Il fatto che queste tecnologie superino notevolmente le capacità umane ne determina un altro possibile uso improprio. I dati possono essere raccolti senza informare i lavoratori attraverso sensori nascosti o applicativi attivati in background. Tutto ciò viene ampliato dalla possibilità di acquisire dati da sensori di tipo diverso e di combinarli tra loro: il c.d. sensor fusion.
Infine, anche laddove il lavoratore fosse perfettamente a conoscenza delle modalità e forme in cui le informazioni vengono acquisite, la gestione, consultazione ed analisi di tale mole di dati pone numerosi interrogativi con riferimento al rispetto della privacy del lavoratore.
Il fatto che i big data rappresentino un valore aggiunto per tutti i soggetti del mercato è indubbio.
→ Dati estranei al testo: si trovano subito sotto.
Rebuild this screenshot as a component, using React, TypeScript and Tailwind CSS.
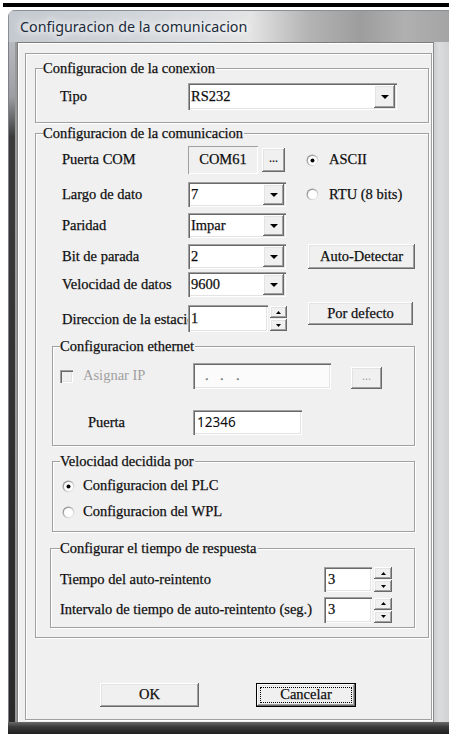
import React from "react";

// Classic Win32 3D edges
const sunken =
  "shadow-[inset_1px_1px_0_#a0a0a0,inset_2px_2px_0_#696969,inset_-1px_-1px_0_#ffffff,inset_-2px_-2px_0_#e3e3e3]";
const raised =
  "shadow-[inset_-1px_-1px_0_#696969,inset_1px_1px_0_#ffffff,inset_-2px_-2px_0_#a0a0a0,inset_2px_2px_0_#e3e3e3]";
const etched = "border border-[#a0a0a0] shadow-[inset_1px_1px_0_#ffffff,1px_1px_0_#ffffff]";

function DownArrow() {
  return (
    <svg width="8" height="4" viewBox="0 0 8 4">
      <path d="M0 0H8L4 4Z" fill="#000" />
    </svg>
  );
}

function Combo({ value, className }: { value: string; className: string }) {
  return (
    <div className={`flex bg-white p-[2px] ${sunken} ${className}`}>
      <span className="flex flex-1 items-center pl-[1px]">{value}</span>
      <span className={`flex w-[21px] items-center justify-center bg-[#f0f0f0] ${raised}`}>
        <DownArrow />
      </span>
    </div>
  );
}

function Spin({ className }: { className: string }) {
  const half = `flex flex-1 items-center justify-center bg-[#f0f0f0] ${raised}`;
  return (
    <div className={`flex flex-col gap-[1px] ${className}`}>
      <span className={half}>
        <svg width="5" height="3" viewBox="0 0 5 3">
          <path d="M0 3H5L2.5 0Z" fill="#000" />
        </svg>
      </span>
      <span className={half}>
        <svg width="5" height="3" viewBox="0 0 5 3">
          <path d="M0 0H5L2.5 3Z" fill="#000" />
        </svg>
      </span>
    </div>
  );
}

function Radio({ checked }: { checked?: boolean }) {
  return (
    <svg width="13" height="13" viewBox="0 0 13 13" className="shrink-0">
      <defs>
        <linearGradient id="rg" x1="0" y1="0" x2="1" y2="1">
          <stop offset="0" stopColor="#7a7a7a" />
          <stop offset="0.55" stopColor="#c8c8c8" />
          <stop offset="1" stopColor="#ffffff" />
        </linearGradient>
      </defs>
      <circle cx="6.5" cy="6.5" r="6" fill="url(#rg)" />
      <circle cx="6.5" cy="6.5" r="4.6" fill="#ffffff" />
      {checked && <circle cx="6.5" cy="6.5" r="2" fill="#000" />}
    </svg>
  );
}

function Button({ label, className }: { label: string; className: string }) {
  return (
    <div className={`flex items-center justify-center bg-[#f0f0f0] ${raised} ${className}`}>{label}</div>
  );
}

function Group({
  title,
  className,
  legendClass,
  children,
}: {
  title: string;
  className: string;
  legendClass: string;
  children: React.ReactNode;
}) {
  return (
    <fieldset className={`${etched} ${className}`}>
      <legend className={`bg-[#f0f0f0] pr-[1px] leading-[16px] ${legendClass}`}>{title}</legend>
      {children}
    </fieldset>
  );
}

export default function App() {
  return (
    <div className="h-[734px] w-[449px] overflow-hidden bg-white font-['Liberation_Serif',serif] text-[14.5px] text-[#0c0c0c] [-webkit-text-stroke:0.25px_#1a1a1a]">
      <div className="ml-[3px] mt-[3px] h-[4px] bg-black" />
      <div className="ml-[8px] mt-[3px] flex h-[724px] w-[441px] flex-col overflow-hidden rounded-tl-[7px] bg-[#b9bdc2]">
        {/* title bar */}
        <div className="flex h-[32px] shrink-0 items-center bg-[linear-gradient(90deg,#c3c9cf_0%,#cfd4d9_25%,#dcdfe2_45%,#e4e4e4_55%,#b4b4b4_68%,#9d9d9d_80%,#b0b0b0_90%,#a4a4a4_100%)] pl-[12px] pt-[2px] shadow-[inset_1px_1px_0_#8a8f95]">
          <span className="font-['Noto_Sans',sans-serif] text-[14.3px] text-[#1c2a3a] [-webkit-text-stroke:0px] [text-shadow:0_0_6px_#ffffff,0_0_10px_#ffffff,0_0_14px_#ffffff]">
            Configuracion de la comunicacion
          </span>
        </div>
        <div className="flex h-[680px] shrink-0">
          {/* left frame */}
          <div className="w-[9px] bg-[linear-gradient(180deg,#b7bbc0_0%,#9b9fa3_8%,#3a3a3a_14%,#2a2a2a_100%)] shadow-[inset_1px_0_0_#7c8086,inset_-2px_0_0_#9a9a9a]" />
          {/* client area */}
          <div className="w-[416px] bg-[#f0f0f0] pb-[2px] pl-[8px] pr-[1px] pt-[11px] shadow-[inset_1px_1px_0_#7d7d7d,inset_2px_2px_0_#ffffff]">
            <div className={`flex h-[667px] flex-col ${etched}`}>
              {/* connection */}
              <Group title="Configuracion de la conexion" className="ml-[9px] mt-[6px] h-[63px] w-[394px]" legendClass="ml-[7px]">
                <div className="mt-[7px] flex h-[27px] items-center">
                  <span className="ml-[24px] w-[128px]">Tipo</span>
                  <Combo value="RS232" className="h-[27px] w-[209px]" />
                </div>
              </Group>

              {/* communication */}
              <Group title="Configuracion de la comunicacion" className="ml-[9px] mt-[2px] h-[513px] w-[394px]" legendClass="ml-[7px]">
                <div className="mt-[5px] flex h-[28px] items-center">
                  <span className="ml-[26px] w-[126px]">Puerta COM</span>
                  <div className="flex h-[28px] w-[70px] items-center justify-center bg-[#f0f0f0] shadow-[inset_1px_1px_0_#a0a0a0,inset_-1px_-1px_0_#ffffff]">
                    COM61
                  </div>
                  <Button label="..." className="ml-[4px] h-[24px] w-[23px] pb-[4px] text-[12px]" />
                  <span className="ml-[21px] flex items-center gap-[10px]">
                    <Radio checked />
                    ASCII
                  </span>
                </div>
                <div className="mt-[8px] flex h-[25px] items-center">
                  <span className="ml-[26px] w-[126px]">Largo de dato</span>
                  <Combo value="7" className="h-[25px] w-[98px]" />
                  <span className="ml-[20px] flex items-center gap-[10px]">
                    <Radio />
                    RTU (8 bits)
                  </span>
                </div>
                <div className="mt-[6px] flex h-[25px] items-center">
                  <span className="ml-[26px] w-[126px]">Paridad</span>
                  <Combo value="Impar" className="h-[25px] w-[98px]" />
                </div>
                <div className="mt-[6px] flex h-[25px] items-center">
                  <span className="ml-[26px] w-[126px]">Bit de parada</span>
                  <Combo value="2" className="h-[25px] w-[98px]" />
                  <Button label="Auto-Detectar" className="ml-[22px] h-[25px] w-[107px]" />
                </div>
                <div className="mt-[3px] flex h-[25px] items-center">
                  <span className="ml-[26px] w-[126px]">Velocidad de datos</span>
                  <Combo value="9600" className="h-[25px] w-[98px]" />
                </div>
                <div className="mt-[5px] flex h-[30px] items-start">
                  <span className="ml-[26px] mt-[7px] w-[126px] overflow-hidden whitespace-nowrap">
                    Direccion de la estacion
                  </span>
                  <div className={`mt-[3px] flex h-[27px] w-[80px] items-center bg-white pl-[3px] ${sunken}`}>1</div>
                  <Spin className="ml-[2px] mt-[4px] h-[25px] w-[17px]" />
                  <Button label="Por defecto" className="ml-[21px] h-[23px] w-[105px]" />
                </div>

                {/* ethernet */}
                <Group title="Configuracion ethernet" className="ml-[16px] mt-[6px] h-[108px] w-[363px]" legendClass="ml-[7px]">
                  <div className="mt-[9px] flex h-[26px] items-center">
                    <span className={`ml-[7px] h-[13px] w-[13px] bg-[#f0f0f0] ${sunken}`} />
                    <span className="ml-[10px] w-[110px] text-[#a0a0a0] [-webkit-text-stroke:0px]">Asignar IP</span>
                    <div className={`flex h-[26px] w-[138px] items-center bg-[#fbfbfb] pl-[12px] text-[#8a8a8a] ${sunken}`}>
                      <span className="w-[15px]">.</span>
                      <span className="w-[16px]">.</span>
                      <span>.</span>
                    </div>
                    <Button label="..." className="ml-[20px] mt-[4px] h-[22px] w-[31px] pb-[4px] text-[12px] text-[#a0a0a0] [-webkit-text-stroke:0px]" />
                  </div>
                  <div className="mt-[21px] flex h-[25px] items-center">
                    <span className="ml-[35px] w-[105px]">Puerta</span>
                    <div className={`flex h-[25px] w-[109px] items-center bg-white pl-[4px] font-['Noto_Sans',sans-serif] text-[13.5px] [-webkit-text-stroke:0px] ${sunken}`}>
                      12346
                    </div>
                  </div>
                </Group>

                {/* speed source */}
                <Group title="Velocidad decidida por" className="ml-[16px] mt-[7px] h-[79px] w-[363px]" legendClass="ml-[7px]">
                  <div className="mt-[7px] flex h-[20px] items-center">
                    <span className="ml-[9px] flex items-center gap-[8px]">
                      <Radio checked />
                      Configuracion del PLC
                    </span>
                  </div>
                  <div className="mt-[6px] flex h-[20px] items-center">
                    <span className="ml-[9px] flex items-center gap-[8px]">
                      <Radio />
                      Configuracion del WPL
                    </span>
                  </div>
                </Group>

                {/* response time */}
                <Group title="Configurar el tiempo de respuesta" className="ml-[14px] mt-[8px] h-[88px] w-[365px]" legendClass="ml-[9px]">
                  <div className="mt-[11px] flex h-[25px] items-center">
                    <span className="ml-[9px] w-[264px] whitespace-nowrap">Tiempo del auto-reintento</span>
                    <div className={`flex h-[25px] w-[48px] items-center bg-white pl-[4px] ${sunken}`}>3</div>
                    <Spin className="ml-[2px] h-[25px] w-[18px]" />
                  </div>
                  <div className="mt-[5px] flex h-[26px] items-center">
                    <span className="ml-[9px] w-[264px] whitespace-nowrap">Intervalo de tiempo de auto-reintento (seg.)</span>
                    <div className={`flex h-[26px] w-[48px] items-start bg-white pl-[4px] pt-[2px] ${sunken}`}>3</div>
                    <Spin className="ml-[2px] h-[25px] w-[18px]" />
                  </div>
                </Group>
              </Group>

              {/* dialog buttons */}
              <div className="mt-[45px] flex">
                <Button label="OK" className="ml-[74px] h-[24px] w-[99px]" />
                <div className="ml-[57px] flex h-[24px] w-[100px] border border-black bg-[#f0f0f0]">
                  <div className={`flex flex-1 p-[3px] ${raised}`}>
                    <div className="flex flex-1 items-center justify-center border border-dotted border-black">
                      Cancelar
                    </div>
                  </div>
                </div>
              </div>
            </div>
          </div>
          {/* right frame */}
          <div className="flex-1 bg-[linear-gradient(90deg,#c9cbce_0%,#dadcde_40%,#cfd1d3_100%)] shadow-[inset_1px_0_0_#8a8a8a]" />
        </div>
        {/* bottom frame */}
        <div className="flex-1 bg-[linear-gradient(180deg,#6a6a6a_0%,#3a3a3a_40%,#1e1e1e_100%)]" />
      </div>
    </div>
  );
}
L’evoluzione del sistema produttivo porta ad un migliore sfruttamento delle risorse e di conseguenza ad un maggior benessere. Tuttavia è opportuno sottolineare che l’utilizzo errato di questi mezzi può mettere a serio rischio il diritto alla privacy dei lavoratori permettendo al datore di lavoro di accedere a dati sensibili senza autorizzazione.